Why your employment prospects in Canada are excellent:
- This occupation is often employed by construction companies, carpentry contractors, maintenance departments of industrial establishments, and custom furniture and fixture manufacturing or repair companies.
- The strength of the construction industry usually has a direct impact on the employment outlook for this occupation.
- About 25% of workers in carpentry trades are 55 years of age or older, as a result many will be retiring in the coming years leaving more jobs to fill in this occupation.
- Population growth over the next decade will cause some growth in the construction industry. In addition, energy conservation will also stimulate demand for buildings that are more energy efficient (especially in the industrial sector) creating more job opportunities for carpentry contractors and supervisors.
- The areas with the largest population increases will also provide excellent job opportunities for this occupation.
- Many in this occupation are self employed contractors.
Some areas of Canada where your occupation is in demand:
While there is a shortage of contractors and supervisors in carpentry trades across Canada, the following cities and provinces listed below have a particularly high demand for this occupation.
- Employment prospects are considered to be above average or good in B.C.
- The majority (53%) of this occupation work in the Lower Mainland/Southwest, and 20% working on Vancouver Island.
- Employment in 2010 is approximately 2,830. The number of new jobs to be created over the period 2010-2015 is 570, while the estimated number of jobs created due to retirement is 540 over the same period.
- Projected shortages on Vancouver Island due to the construction boom and as workers in this occupation retire.

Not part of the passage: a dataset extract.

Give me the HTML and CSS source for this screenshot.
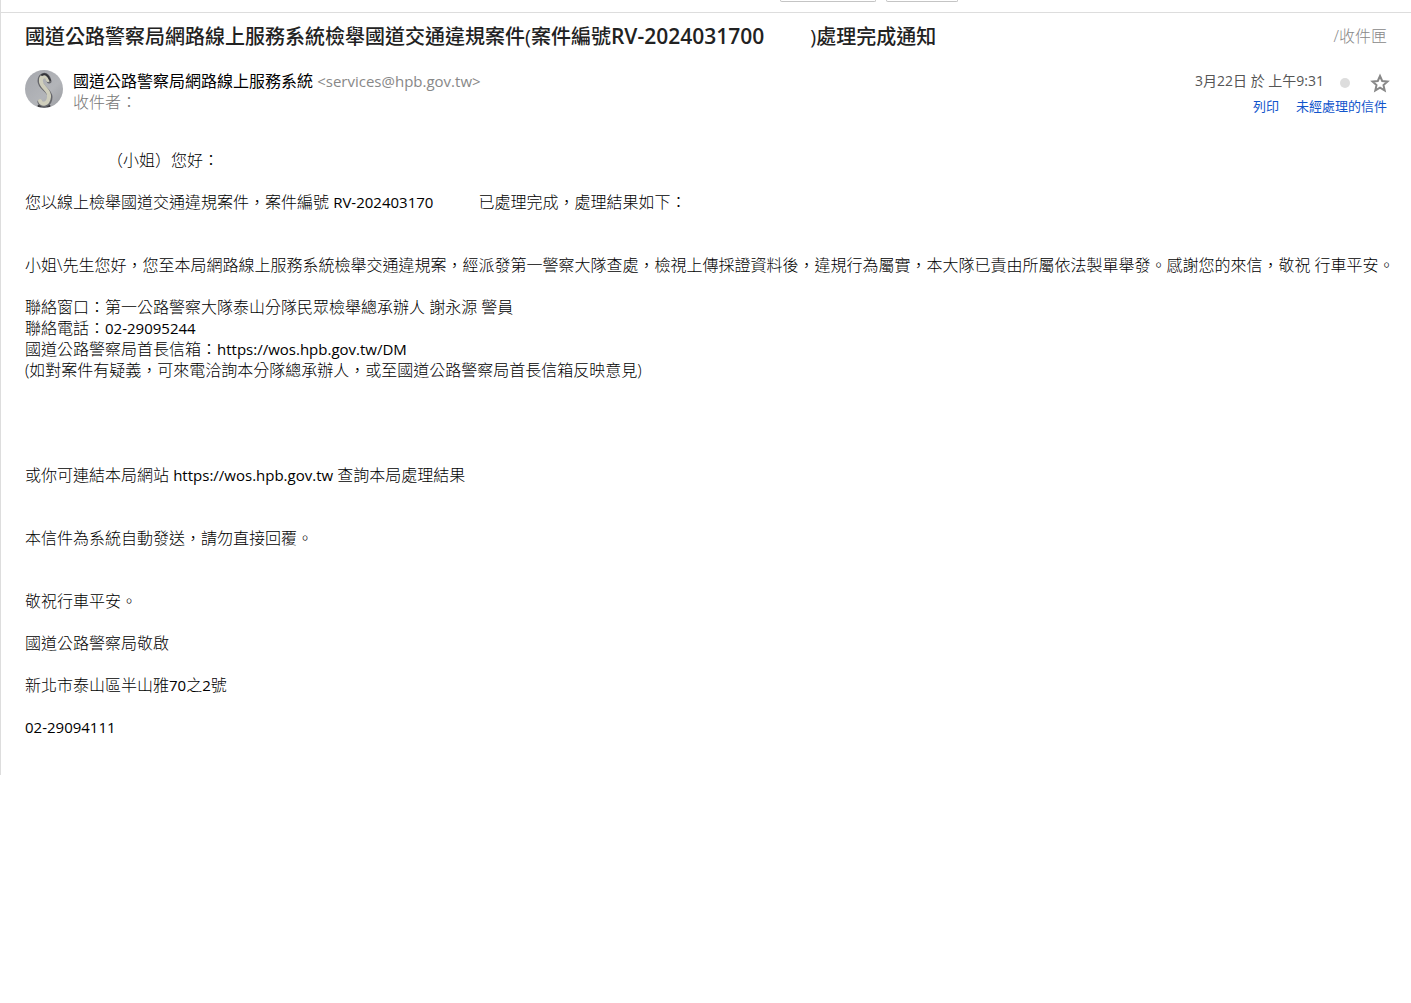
FILE: index.html
```html
<!DOCTYPE html>
<html lang="zh-TW">
<head>
  <meta charset="UTF-8">
  <meta name="viewport" content="width=device-width, initial-scale=1.0">
  <title>處理完成通知</title>
  <link rel="stylesheet" href="styles.css">
</head>
<body>
  <div class="mail">
    <!-- Toolbar, scrolled almost out of view -->
    <div class="toolbar">
      <button class="tool tool-wide" type="button" aria-label="動作"></button>
      <button class="tool" type="button" aria-label="更多"></button>
    </div>

    <!-- Subject -->
    <header class="subject">
      <h1>國道公路警察局網路線上服務系統檢舉國道交通違規案件(案件編號<span class="case-no">RV-2024031700</span><span class="case-gap"></span>)處理完成通知</h1>
      <span class="folder">/收件匣</span>
    </header>

    <!-- Sender -->
    <div class="sender">
      <svg class="avatar" viewBox="0 0 38 38" aria-hidden="true">
        <defs>
          <clipPath id="round"><circle cx="19" cy="19" r="19"/></clipPath>
          <linearGradient id="wall" x1="0" y1="0" x2="1" y2="1">
            <stop offset="0" stop-color="#a5a7ad"/>
            <stop offset="0.6" stop-color="#b3b5b9"/>
            <stop offset="1" stop-color="#999ba0"/>
          </linearGradient>
        </defs>
        <g clip-path="url(#round)" fill="none" stroke-linecap="round">
          <rect width="38" height="38" fill="url(#wall)"/>
          <path d="M14 36h10" stroke="#3c3c40" stroke-width="3"/>
          <path d="M24 11C22 3 15 4 15 11c0 7 10 9 10 16 0 8-8 10-10 5" stroke="#66676c" stroke-width="5"/>
          <path d="M23 10c-2-6-8-4-7 2 1 6 9 8 8 15-1 8-7 8-9 4" stroke="#cfcebc" stroke-width="4"/>
          <path d="M17 5c3-2 6 0 8 5" stroke="#333439" stroke-width="2"/>
        </g>
      </svg>
      <div class="from">
        <div><span class="name">國道公路警察局網路線上服務系統</span> <span class="address">&lt;services@hpb.gov.tw&gt;</span></div>
        <div class="to">收件者：</div>
      </div>
      <div class="meta">
        <div class="date-row">
          <span>3月22日 於 上午9:31</span>
          <span class="dot"></span>
          <button class="star" type="button" aria-label="加上星號">
            <svg viewBox="0 0 20 20" aria-hidden="true">
              <path d="M10 3l2.200 5 5.300.500-4 3.600 1.200 5.300L10 14.600l-4.700 2.800 1.200-5.300-4-3.600L7.800 8z" fill="none" stroke="#888" stroke-width="2"/>
            </svg>
          </button>
        </div>
        <div class="links">
          <a href="#">列印</a>
          <a href="#">未經處理的信件</a>
        </div>
      </div>
    </div>

    <!-- Message -->
    <main class="message">
      <p><span class="name-gap"></span>（小姐）您好：</p>
      <p class="wide">您以線上檢舉國道交通違規案件，案件編號 <span class="latin">RV-202403170</span><span class="body-gap"></span>已處理完成，處理結果如下：</p>
      <p>小姐\先生您好，您至本局網路線上服務系統檢舉交通違規案，經派發第一警察大隊查處，檢視上傳採證資料後，違規行為屬實，本大隊已責由所屬依法製單舉發。感謝您的來信，敬祝 行車平安。</p>
      <p class="contact">
        聯絡窗口：第一公路警察大隊泰山分隊民眾檢舉總承辦人 謝永源 警員<br>
        聯絡電話：<span class="latin">02-29095244</span><br>
        國道公路警察局首長信箱：<span class="latin">https://wos.hpb.gov.tw/DM</span><br>
        (如對案件有疑義，可來電洽詢本分隊總承辦人，或至國道公路警察局首長信箱反映意見)
      </p>
      <p class="wide">或你可連結本局網站 <span class="latin">https://wos.hpb.gov.tw</span> 查詢本局處理結果</p>
      <p class="wide">本信件為系統自動發送，請勿直接回覆。</p>
      <p>敬祝行車平安。</p>
      <p>國道公路警察局敬啟</p>
      <p>新北市泰山區半山雅<span class="latin">70</span>之<span class="latin">2</span>號</p>
      <p><span class="latin">02-29094111</span></p>
    </main>
  </div>
</body>
</html>
```

FILE: styles.css
```css
* {
  box-sizing: border-box;
}

body {
  margin: 0;
  background: #fff;
  color: #000;
  font-family: "Open Sans", "Noto Sans CJK TC", sans-serif;
  font-size: 16px;
  line-height: 21px;
}

.mail {
  border-left: 1px solid #ddd;
  padding-bottom: 16px;
}

/* Toolbar */
.toolbar {
  display: flex;
  gap: 10px;
  height: 13px;
  padding-left: 779px;
  border-bottom: 1px solid #ddd;
}

.tool {
  width: 72px;
  height: 2px;
  padding: 0;
  border: 1px solid #c4c4c4;
  border-top: none;
  border-radius: 0 0 2px 2px;
  background: #fff;
}

.tool-wide {
  width: 96px;
}

/* Subject */
.subject {
  display: flex;
  justify-content: space-between;
  align-items: center;
  height: 46px;
  padding: 0 24px;
}

h1 {
  margin: 0;
  color: #222;
  font-size: 20px;
  font-weight: 500;
  line-height: 28px;
  white-space: nowrap;
}

.case-no {
  font-size: 21px;
  font-weight: 600;
}

.case-gap {
  display: inline-block;
  width: 46px;
}

.folder {
  color: #888;
  font-weight: 300;
}

/* Sender */
.sender {
  display: flex;
  align-items: flex-start;
  padding: 11px 24px 0;
}

.avatar {
  width: 38px;
  height: 38px;
  margin-right: 10px;
}

.from {
  flex: 1;
  padding-top: 1px;
}

.name {
  font-weight: 400;
}

.address {
  color: #888;
  font-size: 15px;
}

.to {
  color: #777;
  font-weight: 300;
}

.meta {
  color: #555;
  font-size: 14px;
}

.date-row {
  display: flex;
  justify-content: flex-end;
  height: 26px;
}

.dot {
  width: 10px;
  height: 10px;
  margin: 8px 20px 0 16px;
  border-radius: 50%;
  background: #ddd;
}

.star {
  width: 20px;
  height: 20px;
  margin: 3px -3px 0 0;
  padding: 0;
  border: none;
  background: none;
}

.star svg {
  display: block;
}

.links {
  display: flex;
  justify-content: flex-end;
  gap: 17px;
  font-size: 13px;
}

.links a {
  color: #15c;
  text-decoration: none;
}

/* Message */
.message {
  padding: 33px 24px 0;
  font-weight: 300;
  white-space: nowrap;
}

.message p {
  margin: 0 0 21px;
}

.message .wide {
  margin-bottom: 42px;
}

.message .contact {
  margin-bottom: 84px;
}

.latin {
  font-size: 15px;
  font-weight: 400;
}

.name-gap {
  display: inline-block;
  width: 82px;
}

.body-gap {
  display: inline-block;
  width: 45px;
}
```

- Employment prospects for this occupation are good.
- A recent survey indicated a shortage of skilled workers in the residential construction industry, mainly in the carpentry trades.

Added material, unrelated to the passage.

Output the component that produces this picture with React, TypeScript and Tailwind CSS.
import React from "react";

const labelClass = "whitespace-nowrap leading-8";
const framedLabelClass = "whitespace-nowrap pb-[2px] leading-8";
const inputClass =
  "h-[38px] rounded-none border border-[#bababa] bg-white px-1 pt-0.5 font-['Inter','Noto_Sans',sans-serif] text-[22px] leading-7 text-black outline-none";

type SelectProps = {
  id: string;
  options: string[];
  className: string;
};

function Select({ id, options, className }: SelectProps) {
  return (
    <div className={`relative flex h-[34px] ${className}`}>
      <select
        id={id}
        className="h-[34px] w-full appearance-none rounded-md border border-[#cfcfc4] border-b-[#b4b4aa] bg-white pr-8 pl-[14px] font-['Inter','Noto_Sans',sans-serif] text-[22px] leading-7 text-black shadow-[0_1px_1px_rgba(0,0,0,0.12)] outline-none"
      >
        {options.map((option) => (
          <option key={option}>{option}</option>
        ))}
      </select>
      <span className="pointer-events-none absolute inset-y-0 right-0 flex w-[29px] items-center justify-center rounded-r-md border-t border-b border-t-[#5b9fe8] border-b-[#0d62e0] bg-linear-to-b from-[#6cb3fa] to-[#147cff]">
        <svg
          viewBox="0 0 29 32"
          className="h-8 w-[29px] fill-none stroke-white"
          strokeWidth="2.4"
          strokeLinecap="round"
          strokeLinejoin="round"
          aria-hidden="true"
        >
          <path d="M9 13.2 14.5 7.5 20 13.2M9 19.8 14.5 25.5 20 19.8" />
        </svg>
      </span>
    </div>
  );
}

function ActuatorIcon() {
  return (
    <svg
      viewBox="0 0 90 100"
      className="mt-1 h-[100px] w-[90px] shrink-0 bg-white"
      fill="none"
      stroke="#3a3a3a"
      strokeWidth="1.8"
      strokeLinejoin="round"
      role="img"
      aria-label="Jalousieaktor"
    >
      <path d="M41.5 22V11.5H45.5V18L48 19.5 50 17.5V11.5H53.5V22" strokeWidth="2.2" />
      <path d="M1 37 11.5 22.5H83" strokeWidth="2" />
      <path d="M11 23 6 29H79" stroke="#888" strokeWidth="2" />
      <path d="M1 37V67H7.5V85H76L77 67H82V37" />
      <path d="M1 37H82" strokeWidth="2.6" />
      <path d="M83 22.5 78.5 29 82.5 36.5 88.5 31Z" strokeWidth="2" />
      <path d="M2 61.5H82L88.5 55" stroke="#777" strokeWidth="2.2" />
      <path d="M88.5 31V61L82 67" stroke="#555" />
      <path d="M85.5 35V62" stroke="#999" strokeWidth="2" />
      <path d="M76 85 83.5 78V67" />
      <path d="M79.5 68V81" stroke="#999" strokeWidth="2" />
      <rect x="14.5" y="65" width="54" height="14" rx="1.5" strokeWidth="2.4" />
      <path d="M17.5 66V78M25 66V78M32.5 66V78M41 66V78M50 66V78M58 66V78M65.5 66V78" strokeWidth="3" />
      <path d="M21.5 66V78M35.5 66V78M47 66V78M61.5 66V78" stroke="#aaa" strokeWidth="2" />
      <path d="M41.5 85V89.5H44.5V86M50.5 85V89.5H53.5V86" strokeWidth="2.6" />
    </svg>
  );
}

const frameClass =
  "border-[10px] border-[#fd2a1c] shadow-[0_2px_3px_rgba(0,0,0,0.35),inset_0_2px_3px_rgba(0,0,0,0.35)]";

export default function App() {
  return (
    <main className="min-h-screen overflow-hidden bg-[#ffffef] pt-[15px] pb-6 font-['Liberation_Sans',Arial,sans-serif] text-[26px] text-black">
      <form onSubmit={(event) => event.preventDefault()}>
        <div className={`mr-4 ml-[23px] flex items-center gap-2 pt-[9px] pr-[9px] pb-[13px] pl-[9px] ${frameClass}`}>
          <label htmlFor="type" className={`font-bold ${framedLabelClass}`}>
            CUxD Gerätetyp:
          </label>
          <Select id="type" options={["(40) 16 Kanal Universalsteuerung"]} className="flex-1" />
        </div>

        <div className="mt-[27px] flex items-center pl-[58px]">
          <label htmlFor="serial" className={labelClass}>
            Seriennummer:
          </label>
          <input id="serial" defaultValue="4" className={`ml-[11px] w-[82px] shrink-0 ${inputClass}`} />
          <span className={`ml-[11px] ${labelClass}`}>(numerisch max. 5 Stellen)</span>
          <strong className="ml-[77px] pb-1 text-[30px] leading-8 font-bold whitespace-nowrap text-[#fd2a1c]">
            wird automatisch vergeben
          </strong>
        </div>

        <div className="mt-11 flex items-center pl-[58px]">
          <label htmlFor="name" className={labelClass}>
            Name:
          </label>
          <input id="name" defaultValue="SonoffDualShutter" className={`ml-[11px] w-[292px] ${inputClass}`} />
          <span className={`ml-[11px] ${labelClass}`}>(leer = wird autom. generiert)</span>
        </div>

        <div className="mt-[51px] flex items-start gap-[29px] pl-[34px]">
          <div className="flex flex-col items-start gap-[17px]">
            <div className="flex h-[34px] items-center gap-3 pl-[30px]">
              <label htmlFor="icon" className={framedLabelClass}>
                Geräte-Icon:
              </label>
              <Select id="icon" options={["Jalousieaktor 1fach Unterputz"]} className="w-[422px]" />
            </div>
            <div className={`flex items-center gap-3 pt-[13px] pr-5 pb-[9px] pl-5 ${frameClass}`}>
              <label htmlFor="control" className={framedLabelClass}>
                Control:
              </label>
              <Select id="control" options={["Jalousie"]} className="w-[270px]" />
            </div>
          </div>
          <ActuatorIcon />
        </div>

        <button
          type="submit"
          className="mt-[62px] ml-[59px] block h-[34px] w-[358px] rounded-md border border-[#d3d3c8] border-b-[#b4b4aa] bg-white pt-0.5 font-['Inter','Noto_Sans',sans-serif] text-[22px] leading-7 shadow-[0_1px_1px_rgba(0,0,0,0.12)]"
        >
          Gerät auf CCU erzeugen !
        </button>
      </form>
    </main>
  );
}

- Employment outlook is considered to be good for this occupation.
- Majority are employed in the construction industry.
- Major infrastructure projects like the Wuskwatim hydro-electric project will create some jobs over the next five years.
- Housing renewal, particularly in Northern Manitoba and First Nations communities should create employment.
Annapolis Valley (Kings, Annapolis & West Hants)
- Local industry contacts suggest that finding enough workers to meet demand is challenging with some local contractors regularly turning business away due to a shortage of qualified workers.
- Most agree with provincial and national reports on the impending shortage of skilled construction tradespersons and labourers.
- Recently, there has also been out migration of skilled trades people to western Canada for periods of time to work, which greatly affects the supply of labour in the local area.
Moncton, Shediac, Sackville, Richibucto
- Employment prospects are considered to be good in these regions of New Brunswick.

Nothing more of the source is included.